[BEGIN]

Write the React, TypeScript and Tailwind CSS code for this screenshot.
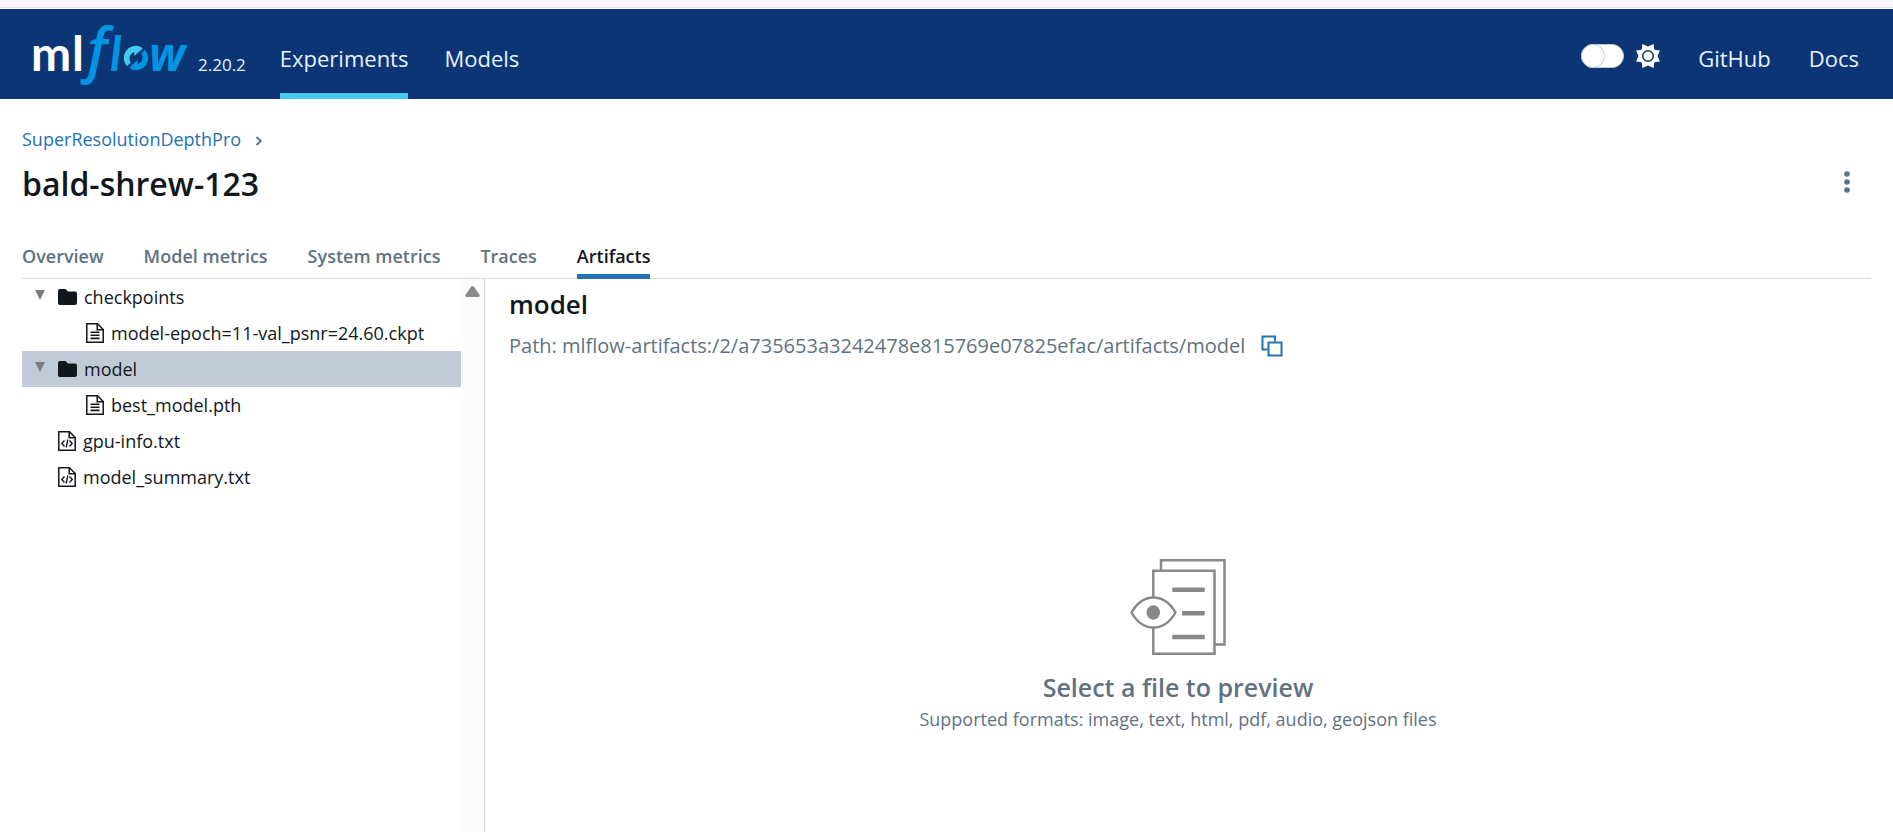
import React from "react";

const navLinks = [
  { label: "Experiments", active: true },
  { label: "Models", active: false },
];

const tabs = ["Overview", "Model metrics", "System metrics", "Traces", "Artifacts"];

function Logo() {
  return (
    <svg role="img" aria-label="mlflow" viewBox="0 0 156 66" className="h-[66px] w-[156px] shrink-0 overflow-visible">
      <g fill="#ffffff" fontFamily="Lato, sans-serif" fontSize="48" fontWeight="700">
        <text x="-3" y="50">m</text>
        <text x="38" y="50">l</text>
      </g>
      <g fill="#0194e2" fontStyle="italic">
        <text x="53" y="50" fontFamily="'Open Sans', sans-serif" fontSize="59" fontWeight="600">
          f
        </text>
        <text x="76" y="50" fontFamily="Lato, sans-serif" fontSize="48" fontWeight="700">
          l
        </text>
        <text x="115" y="50" fontFamily="'Open Sans', sans-serif" fontSize="46" fontWeight="700">
          w
        </text>
      </g>
      <path d="M93 45.300A12.200 12.200 0 0 1 106.500 25.700L108.700 27.500L100.300 35V31A6.800 6.800 0 0 0 96.800 41.500Z" fill="#43c9ed" />
      <path d="M111 28.700A12.200 12.200 0 0 1 97.500 48.300L95.300 46.500L103.700 39V43A6.800 6.800 0 0 0 107.200 32.500Z" fill="#0194e2" />
    </svg>
  );
}

function SunIcon() {
  return (
    <svg aria-hidden="true" viewBox="0 0 24 24" className="size-6">
      <path
        fill="#fff"
        d="M12 2.500 17.600 0l.7 5.700L24 6.400 21.500 12l2.500 5.600-5.700.7-.7 5.700L12 21.500 6.400 24l-.7-5.700L0 17.600 2.500 12 0 6.400l5.700-.7L6.400 0Z"
      />
      <circle cx="12" cy="12" r="5.300" fill="#fff" stroke="#0b3574" strokeWidth="1.500" />
    </svg>
  );
}

function FolderIcon() {
  return (
    <svg aria-hidden="true" viewBox="0 0 19 16" className="h-4 w-[19px] shrink-0">
      <path fill="#11171c" d="M2 0h5.500l2.500 2.500h7a2 2 0 0 1 2 2V14a2 2 0 0 1-2 2H2a2 2 0 0 1-2-2V2a2 2 0 0 1 2-2Z" />
    </svg>
  );
}

function FileIcon({ code }: { code?: boolean }) {
  return (
    <svg aria-hidden="true" viewBox="0 0 18 20" className="h-5 w-[18px] shrink-0" fill="none" stroke="#11171c" strokeWidth="1.500">
      <path d="M.8.8H11.500L17.200 6.500V19.200H.8Z" />
      <path d="M11.200.8V6.800H17.200" />
      {code ? (
        <path d="M6.500 9.500 3.800 12.500 6.500 15.500M11.500 9.500 14.200 12.500 11.500 15.500M9.800 8.500 8.200 16.500" strokeWidth="1.400" />
      ) : (
        <path d="M4.500 9.200H13.500M4.500 12.300H13.500M4.500 15.400H13.500" strokeWidth="1.600" />
      )}
    </svg>
  );
}

function PreviewIcon() {
  return (
    <svg aria-hidden="true" viewBox="0 0 96 96" className="size-24" fill="none" stroke="#888" strokeWidth="2.500">
      <path d="M31 11V1.300H94.500V85.500H84" />
      <path d="M23.300 11.700H84.500V94.700H23.300Z" fill="#fff" />
      <path d="M1.500 53.500C13 33.500 34 33.500 45.500 53.500C34 73.500 13 73.500 1.500 53.500Z" fill="#fff" />
      <ellipse cx="23.300" cy="53.500" rx="6.800" ry="7.200" fill="#888" stroke="none" />
      <path d="M42.300 30.700H74.700M52 54.300H74.700M42.300 78H74.700" strokeWidth="4.500" />
    </svg>
  );
}

function FolderRow({ name, selected }: { name: string; selected?: boolean }) {
  return (
    <button
      type="button"
      aria-expanded="true"
      className={
        selected
          ? "flex h-9 w-full items-center bg-[#c0cbd7] pl-3 text-left"
          : "flex h-9 w-full items-center pl-3 text-left"
      }
    >
      <svg aria-hidden="true" viewBox="0 0 12 12" className="mr-3 mb-1 size-3">
        <path d="M1 1H11L6 11Z" fill="#7c7c7c" />
      </svg>
      <FolderIcon />
      <span className="pl-[7px]">{name}</span>
    </button>
  );
}

function FileRow({ name, nested, code }: { name: string; nested?: boolean; code?: boolean }) {
  return (
    <button
      type="button"
      className={
        nested ? "flex h-9 w-full items-center gap-[7px] pl-16 text-left" : "flex h-9 w-full items-center gap-[7px] pl-9 text-left"
      }
    >
      <FileIcon code={code} />
      <span>{name}</span>
    </button>
  );
}

export default function App() {
  return (
    <div className="flex min-h-screen flex-col bg-white font-['Open_Sans','Noto_Sans',sans-serif] text-[18px] leading-7 text-[#11171c]">
      <div className="h-2 border-b border-[#e4dfe6] bg-[#fdf7fe]" />
      <header className="mt-px flex h-[90px] shrink-0 items-stretch justify-between bg-[#0b3574] px-[34px] text-[22px] text-[#e7f1fb]">
        <div className="flex">
          <div className="flex items-center gap-2">
            <Logo />
            <span className="pt-[22px] text-[17px]">2.20.2</span>
          </div>
          <nav className="ml-[34px] flex gap-9">
            {navLinks.map((link) => (
              <a
                key={link.label}
                href="#"
                className={
                  link.active
                    ? "flex items-center border-b-6 border-[#43c9ed] pt-[14px]"
                    : "flex items-center border-b-6 border-transparent pt-[14px]"
                }
              >
                {link.label}
              </a>
            ))}
          </nav>
        </div>
        <div className="flex items-center gap-[38px] pt-2">
          <div className="flex items-center gap-3 pb-2 pt-1">
            <button
              type="button"
              role="switch"
              aria-checked="false"
              aria-label="Dark theme"
              className="flex h-6 w-[43px] rounded-full border border-[#c0cdd8] bg-white"
            >
              <span className="-my-px -ml-px size-6 rounded-full border border-[#c0cdd8] bg-white" />
            </button>
            <SunIcon />
          </div>
          <a href="#">GitHub</a>
          <a href="#">Docs</a>
        </div>
      </header>

      <main className="flex flex-1 flex-col px-[22px] pt-[26px]">
        <nav aria-label="Breadcrumb" className="flex items-center gap-[14px]">
          <a href="#" className="text-[#2272b4]">
            SuperResolutionDepthPro
          </a>
          <svg aria-hidden="true" viewBox="0 0 8 10" className="mt-1 h-[10px] w-2" fill="none" stroke="#5f7281" strokeWidth="1.800">
            <path d="M1.500 1 5.800 5 1.500 9" />
          </svg>
        </nav>
        <div className="mt-[11px] flex items-center justify-between">
          <h1 className="text-[32px] leading-10 font-semibold">bald-shrew-123</h1>
          <button type="button" aria-label="More actions" className="mr-4 flex w-4 justify-center pb-1">
            <svg aria-hidden="true" viewBox="0 0 6 22" className="h-[22px] w-[6px]" fill="#5f7281">
              <circle cx="3" cy="3" r="2.800" />
              <circle cx="3" cy="11" r="2.800" />
              <circle cx="3" cy="19" r="2.800" />
            </svg>
          </button>
        </div>

        <div role="tablist" className="mt-[38px] flex gap-10 border-b border-[#d1d9e1] font-semibold text-[#5f7281]">
          {tabs.map((tab) => (
            <button
              key={tab}
              type="button"
              role="tab"
              aria-selected={tab === "Artifacts"}
              className={
                tab === "Artifacts"
                  ? "-mb-px border-b-5 border-[#2272b4] pb-1 text-[#11171c]"
                  : "-mb-px border-b-5 border-transparent pb-1"
              }
            >
              {tab}
            </button>
          ))}
        </div>

        <div className="flex flex-1">
          <aside className="flex w-[463px] shrink-0 border-r border-[#d1d9e1]">
            <ul className="flex-1">
              <li>
                <FolderRow name="checkpoints" />
                <FileRow name="model-epoch=11-val_psnr=24.60.ckpt" nested />
              </li>
              <li>
                <FolderRow name="model" selected />
                <FileRow name="best_model.pth" nested />
              </li>
              <li>
                <FileRow name="gpu-info.txt" code />
              </li>
              <li>
                <FileRow name="model_summary.txt" code />
              </li>
            </ul>
            <div className="flex w-[23px] justify-center bg-[#fcfcfc] pt-[7px]">
              <svg aria-hidden="true" viewBox="0 0 15 11" className="h-[11px] w-[15px]">
                <path d="M6 .8Q7.500-.6 9 .8L14.600 9Q15 11 13.500 11H1.500Q0 11 .4 9Z" fill="#8b8b8b" />
              </svg>
            </div>
          </aside>

          <section className="flex flex-1 flex-col">
            <div className="pt-[7px] pl-6">
              <h2 className="text-[26px] leading-9 font-semibold">model</h2>
              <div className="mt-[10px] flex items-center gap-4 text-[#5f7281]">
                <span className="text-[20px]">Path: mlflow-artifacts:/2/a735653a3242478e815769e07825efac/artifacts/model</span>
                <button type="button" aria-label="Copy path">
                  <svg aria-hidden="true" viewBox="0 0 22 22" className="size-[22px]" fill="none" stroke="#2272b4" strokeWidth="2">
                    <path d="M6.500 14.500H1.500V1.500H14V6.500" />
                    <path d="M7.500 7.500H20.500V20.500H7.500Z" />
                  </svg>
                </button>
              </div>
            </div>
            <div className="mt-[199px] flex flex-col items-center text-[#5f7281]">
              <PreviewIcon />
              <h3 className="mt-[14px] text-[25px] leading-9 font-semibold">Select a file to preview</h3>
              <p>Supported formats: image, text, html, pdf, audio, geojson files</p>
            </div>
          </section>
        </div>
      </main>
    </div>
  );
}
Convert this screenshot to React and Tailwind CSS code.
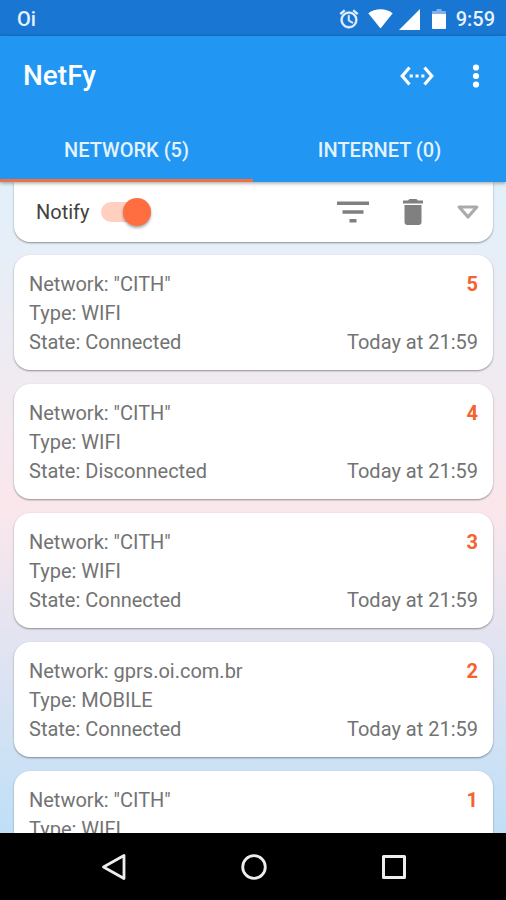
import React, { useState } from "react";

const entries = [
  { id: 5, network: '"CITH"', type: "WIFI", state: "Connected", time: "Today at 21:59" },
  { id: 4, network: '"CITH"', type: "WIFI", state: "Disconnected", time: "Today at 21:59" },
  { id: 3, network: '"CITH"', type: "WIFI", state: "Connected", time: "Today at 21:59" },
  { id: 2, network: "gprs.oi.com.br", type: "MOBILE", state: "Connected", time: "Today at 21:59" },
  { id: 1, network: '"CITH"', type: "WIFI", state: "Connected", time: "Today at 21:59" },
];

function StatusBar() {
  return (
    <div className="flex h-9 shrink-0 items-center justify-between bg-[#1976d2] pt-0.5 pr-[11px] pl-[17px] text-xl font-medium text-[#e8f2fc]">
      <span>Oi</span>
      <div className="flex items-center">
        <svg className="mr-2 size-[22px]" viewBox="0 0 24 24" fill="currentColor" aria-hidden="true">
          <path d="M22 5.72l-4.6-3.86-1.29 1.53 4.6 3.86L22 5.72zM7.88 3.39L6.6 1.86 2 5.71l1.29 1.53 4.59-3.85zM12.5 8H11v6l4.75 2.85.75-1.23-4-2.37V8zM12 4c-4.97 0-9 4.03-9 9s4.02 9 9 9a9 9 0 0 0 0-18zm0 16c-3.87 0-7-3.13-7-7s3.13-7 7-7 7 3.13 7 7-3.13 7-7 7z" stroke="currentColor" strokeWidth="0.6" />
        </svg>
        <svg className="mr-1.5 h-5 w-[25px]" viewBox="0 0 25 20" fill="#fff" aria-hidden="true">
          <path d="M12.500 19.500L.3 4.300C3.700 1.600 8 .2 12.500.2s8.800 1.400 12.200 4.100z" />
        </svg>
        <svg className="mr-3 h-[21px] w-[21px]" viewBox="0 0 21 21" fill="#fff" aria-hidden="true">
          <path d="M21 0v21H0z" />
        </svg>
        <svg className="mr-2.5 h-5 w-3.5" viewBox="0 0 14 20" aria-hidden="true">
          <path d="M4.500 0h5v2H13a1 1 0 0 1 1 1v2H0V3a1 1 0 0 1 1-1h3.500z" fill="#7fb2e8" />
          <path d="M0 5h14v14a1 1 0 0 1-1 1H1a1 1 0 0 1-1-1z" fill="#fff" />
        </svg>
        <span>9:59</span>
      </div>
    </div>
  );
}

function AppBar() {
  return (
    <div className="flex h-20 items-center justify-between pr-[18px] pl-[23px] text-white">
      <h1 className="text-[28px] leading-8 font-medium">NetFy</h1>
      <div className="flex items-center gap-[30px]">
        <button type="button" aria-label="Connections" className="block">
          <svg className="h-5 w-[34px]" viewBox="0 0 34 20" aria-hidden="true">
            <path d="M9.500 1.500L2.200 10l7.300 8.500M24.500 1.500l7.300 8.500-7.300 8.500" fill="none" stroke="currentColor" strokeWidth="3.200" />
            <path d="M9.700 8.400h3.100v3.100H9.700zM15.500 8.400h3.100v3.100h-3.100zM21.300 8.400h3.100v3.100h-3.100z" fill="currentColor" />
          </svg>
        </button>
        <button type="button" aria-label="More options" className="block">
          <svg className="h-6 w-6" viewBox="0 0 24 24" fill="currentColor" aria-hidden="true">
            <circle cx="12" cy="3.500" r="3.100" />
            <circle cx="12" cy="12" r="3.100" />
            <circle cx="12" cy="20.500" r="3.100" />
          </svg>
        </button>
      </div>
    </div>
  );
}

function Tabs({ active, onSelect }) {
  const tabs = ["NETWORK (5)", "INTERNET (0)"];
  return (
    <div role="tablist" className="grid h-[66px] grid-cols-2">
      {tabs.map((label, i) => (
        <button
          key={label}
          type="button"
          role="tab"
          aria-selected={active === i}
          onClick={() => onSelect(i)}
          className={
            "border-b-[3px] pt-1 text-xl font-medium text-[#e3f2fd] " +
            (active === i ? "border-[#f0703f]" : "border-transparent")
          }
        >
          {label}
        </button>
      ))}
    </div>
  );
}

function Toolbar() {
  const [notify, setNotify] = useState(true);
  return (
    <div className="flex h-[60px] items-center justify-between rounded-b-2xl bg-white pr-3.5 pl-[22px] shadow-[0_1px_2px_rgba(0,0,0,0.4)]">
      <label className="flex items-center gap-[11px] text-xl text-[#424242]">
        Notify
        <input
          type="checkbox"
          checked={notify}
          onChange={(e) => setNotify(e.target.checked)}
          className="relative h-5 w-[50px] appearance-none rounded-full bg-[#e0e0e0] before:absolute before:-top-1 before:left-0 before:size-7 before:rounded-full before:bg-white before:shadow-[0_2px_3px_rgba(0,0,0,0.35)] checked:bg-[#ffcfbf] checked:before:right-0 checked:before:left-auto checked:before:bg-[#ff6e40]"
        />
      </label>
      <div className="flex items-center text-[#808080]">
        <button type="button" aria-label="Filter" className="mr-[34px] block">
          <svg className="h-[22px] w-8" viewBox="0 0 32 22" fill="currentColor" aria-hidden="true">
            <path d="M0 .5h32v3.500H0zM5.500 9.300h21v3.500h-21zM12.500 18.100h7v3.500h-7z" />
          </svg>
        </button>
        <button type="button" aria-label="Delete" className="mr-[34px] block">
          <svg className="h-[26px] w-5" viewBox="0 0 20 26" fill="currentColor" aria-hidden="true">
            <path d="M0 1.500h5L6.500 0h7L15 1.500h5v3H0zM1.500 6h17v17a3 3 0 0 1-3 3h-11a3 3 0 0 1-3-3z" />
          </svg>
        </button>
        <button type="button" aria-label="Expand" className="block">
          <svg className="h-3.5 w-[22px]" viewBox="0 0 22 14" fill="none" stroke="#aaaaaa" strokeWidth="3.200" strokeLinejoin="round" aria-hidden="true">
            <path d="M2.200 2h17.600L11 12z" />
          </svg>
        </button>
      </div>
    </div>
  );
}

function EntryCard({ entry }) {
  return (
    <li className="rounded-2xl bg-white pt-[15px] pr-[15px] pb-[13px] pl-[15px] text-xl leading-[29px] text-[#737373] shadow-[0_1px_2px_rgba(0,0,0,0.4)]">
      <div className="flex justify-between">
        <span>Network: {entry.network}</span>
        <span className="font-bold text-[#f4622d]">{entry.id}</span>
      </div>
      <div>Type: {entry.type}</div>
      <div className="flex justify-between">
        <span>State: {entry.state}</span>
        <span>{entry.time}</span>
      </div>
    </li>
  );
}

function NavigationBar() {
  return (
    <nav className="flex h-[67px] shrink-0 items-center justify-center gap-[114px] bg-black pl-0.5 text-[#eeeeee]">
      <button type="button" aria-label="Back" className="block">
        <svg className="h-7 w-[26px]" viewBox="0 0 26 28" fill="none" stroke="currentColor" strokeWidth="2.800" strokeLinejoin="round" aria-hidden="true">
          <path d="M23 2.500v23L2.500 14z" />
        </svg>
      </button>
      <button type="button" aria-label="Home" className="block">
        <svg className="size-[26px]" viewBox="0 0 26 26" fill="none" stroke="currentColor" strokeWidth="2.800" aria-hidden="true">
          <circle cx="13" cy="13" r="11.300" />
        </svg>
      </button>
      <button type="button" aria-label="Recent apps" className="block">
        <svg className="size-[26px]" viewBox="0 0 26 26" fill="none" stroke="currentColor" strokeWidth="3" strokeLinejoin="round" aria-hidden="true">
          <path d="M2.500 2.500h21v21h-21z" />
        </svg>
      </button>
    </nav>
  );
}

export default function App() {
  const [tab, setTab] = useState(0);
  return (
    <div className="flex h-screen flex-col overflow-hidden font-[Roboto,sans-serif]">
      <StatusBar />
      <header className="z-10 shrink-0 bg-[#2196f3] shadow-[0_1px_4px_rgba(0,0,0,0.4)]">
        <AppBar />
        <Tabs active={tab} onSelect={setTab} />
      </header>
      <main className="min-h-0 flex-1 overflow-hidden bg-linear-to-b from-[#e1f0fa] via-[#fae7ec] to-[#bfdff7] pr-[13px] pl-3.5">
        <Toolbar />
        <ul className="mt-[13px] flex flex-col gap-3.5">
          {entries.map((entry) => (
            <EntryCard key={entry.id} entry={entry} />
          ))}
        </ul>
      </main>
      <NavigationBar />
    </div>
  );
}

[END]

*DIRECTIVE*
Tally the lines holding the string "Tailwind" and give only the count.

*FULL OUTPUT*
2